#### [Supplied information]
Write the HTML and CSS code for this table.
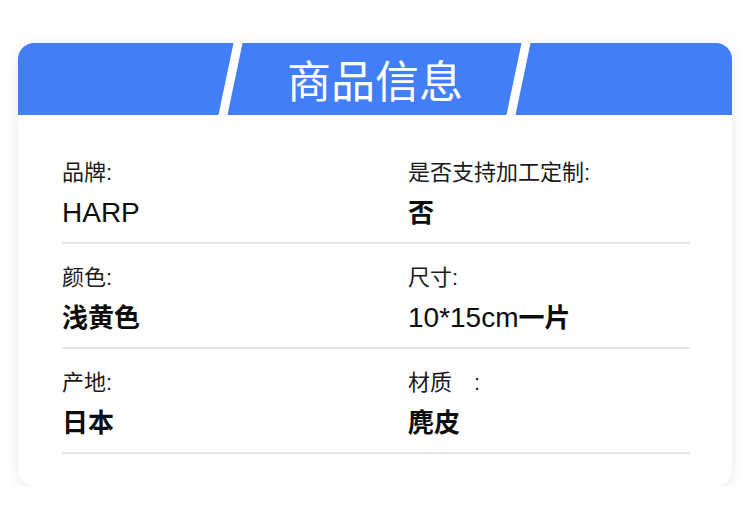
FILE: index.html
```html
<!DOCTYPE html>
<html lang="zh-CN">
<head>
<meta charset="utf-8">
<title>商品信息</title>
<link rel="stylesheet" href="styles.css">
</head>
<body>
  <section class="card">
    <header class="card-head">
      <span class="stripe stripe-left"></span>
      <h1 class="card-title">商品信息</h1>
      <span class="stripe stripe-right"></span>
    </header>
    <div class="card-body">
      <div class="row">
        <div class="cell">
          <div class="label">品牌:</div>
          <div class="value"><span class="latin">HARP</span></div>
        </div>
        <div class="cell">
          <div class="label">是否支持加工定制:</div>
          <div class="value">否</div>
        </div>
      </div>
      <div class="row">
        <div class="cell">
          <div class="label">颜色:</div>
          <div class="value">浅黄色</div>
        </div>
        <div class="cell">
          <div class="label">尺寸:</div>
          <div class="value"><span class="latin">10*15cm</span>一片</div>
        </div>
      </div>
      <div class="row">
        <div class="cell">
          <div class="label">产地:</div>
          <div class="value">日本</div>
        </div>
        <div class="cell">
          <div class="label">材质　:</div>
          <div class="value">麂皮</div>
        </div>
      </div>
    </div>
  </section>
</body>
</html>
```
FILE: styles.css
```css
* { box-sizing: border-box; }

html, body {
  margin: 0;
  background: #ffffff;
}

body {
  padding: 43px 18px 0;
  font-family: "Liberation Sans", "Noto Sans CJK SC", sans-serif;
  color: #111111;
}

.card {
  width: 714px;
  background: #ffffff;
  border-radius: 16px;
  box-shadow: 0 3px 14px rgba(0, 0, 0, 0.09);
  overflow: hidden;
}

.card-head {
  position: relative;
  height: 72px;
  background: #427ef7;
  display: flex;
  align-items: center;
  justify-content: center;
}

.card-title {
  margin: 0;
  font-family: "Noto Sans CJK SC", sans-serif;
  font-weight: 400;
  font-size: 44px;
  line-height: 1;
  color: #ffffff;
}

.stripe {
  position: absolute;
  top: 0;
  bottom: 0;
  width: 9px;
  background: #ffffff;
  transform: skewX(-11.8deg);
}

.stripe-left { left: 208px; }
.stripe-right { left: 496px; }

.card-body {
  padding: 24px 42px 32px 44px;
}

.row {
  display: grid;
  grid-template-columns: 346px 1fr;
  padding: 19px 0 11px;
  border-bottom: 2px solid #e6e6e6;
}

.cell {
  display: flex;
  flex-direction: column;
  gap: 7px;
}

.label {
  font-size: 22px;
  line-height: 30px;
  color: #1a1a1a;
}

.value {
  font-family: "Liberation Sans", "Noto Sans CJK SC", sans-serif;
  font-size: 26px;
  line-height: 36px;
  font-weight: 700;
  color: #0d0d0d;
}

.value .latin {
  font-size: 28px;
  font-weight: 400;
}
```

#### [Directive]
Reproduce the whole listing word for word, setting aside any pictures.

#### [Complete output]
Write the HTML and CSS code for this table.
FILE: index.html
```html
<!DOCTYPE html>
<html lang="zh-CN">
<head>
<meta charset="utf-8">
<title>商品信息</title>
<link rel="stylesheet" href="styles.css">
</head>
<body>
  <section class="card">
    <header class="card-head">
      <span class="stripe stripe-left"></span>
      <h1 class="card-title">商品信息</h1>
      <span class="stripe stripe-right"></span>
    </header>
    <div class="card-body">
      <div class="row">
        <div class="cell">
          <div class="label">品牌:</div>
          <div class="value"><span class="latin">HARP</span></div>
        </div>
        <div class="cell">
          <div class="label">是否支持加工定制:</div>
          <div class="value">否</div>
        </div>
      </div>
      <div class="row">
        <div class="cell">
          <div class="label">颜色:</div>
          <div class="value">浅黄色</div>
        </div>
        <div class="cell">
          <div class="label">尺寸:</div>
          <div class="value"><span class="latin">10*15cm</span>一片</div>
        </div>
      </div>
      <div class="row">
        <div class="cell">
          <div class="label">产地:</div>
          <div class="value">日本</div>
        </div>
        <div class="cell">
          <div class="label">材质　:</div>
          <div class="value">麂皮</div>
        </div>
      </div>
    </div>
  </section>
</body>
</html>
```
FILE: styles.css
```css
* { box-sizing: border-box; }

html, body {
  margin: 0;
  background: #ffffff;
}

body {
  padding: 43px 18px 0;
  font-family: "Liberation Sans", "Noto Sans CJK SC", sans-serif;
  color: #111111;
}

.card {
  width: 714px;
  background: #ffffff;
  border-radius: 16px;
  box-shadow: 0 3px 14px rgba(0, 0, 0, 0.09);
  overflow: hidden;
}

.card-head {
  position: relative;
  height: 72px;
  background: #427ef7;
  display: flex;
  align-items: center;
  justify-content: center;
}

.card-title {
  margin: 0;
  font-family: "Noto Sans CJK SC", sans-serif;
  font-weight: 400;
  font-size: 44px;
  line-height: 1;
  color: #ffffff;
}

.stripe {
  position: absolute;
  top: 0;
  bottom: 0;
  width: 9px;
  background: #ffffff;
  transform: skewX(-11.8deg);
}

.stripe-left { left: 208px; }
.stripe-right { left: 496px; }

.card-body {
  padding: 24px 42px 32px 44px;
}

.row {
  display: grid;
  grid-template-columns: 346px 1fr;
  padding: 19px 0 11px;
  border-bottom: 2px solid #e6e6e6;
}

.cell {
  display: flex;
  flex-direction: column;
  gap: 7px;
}

.label {
  font-size: 22px;
  line-height: 30px;
  color: #1a1a1a;
}

.value {
  font-family: "Liberation Sans", "Noto Sans CJK SC", sans-serif;
  font-size: 26px;
  line-height: 36px;
  font-weight: 700;
  color: #0d0d0d;
}

.value .latin {
  font-size: 28px;
  font-weight: 400;
}
```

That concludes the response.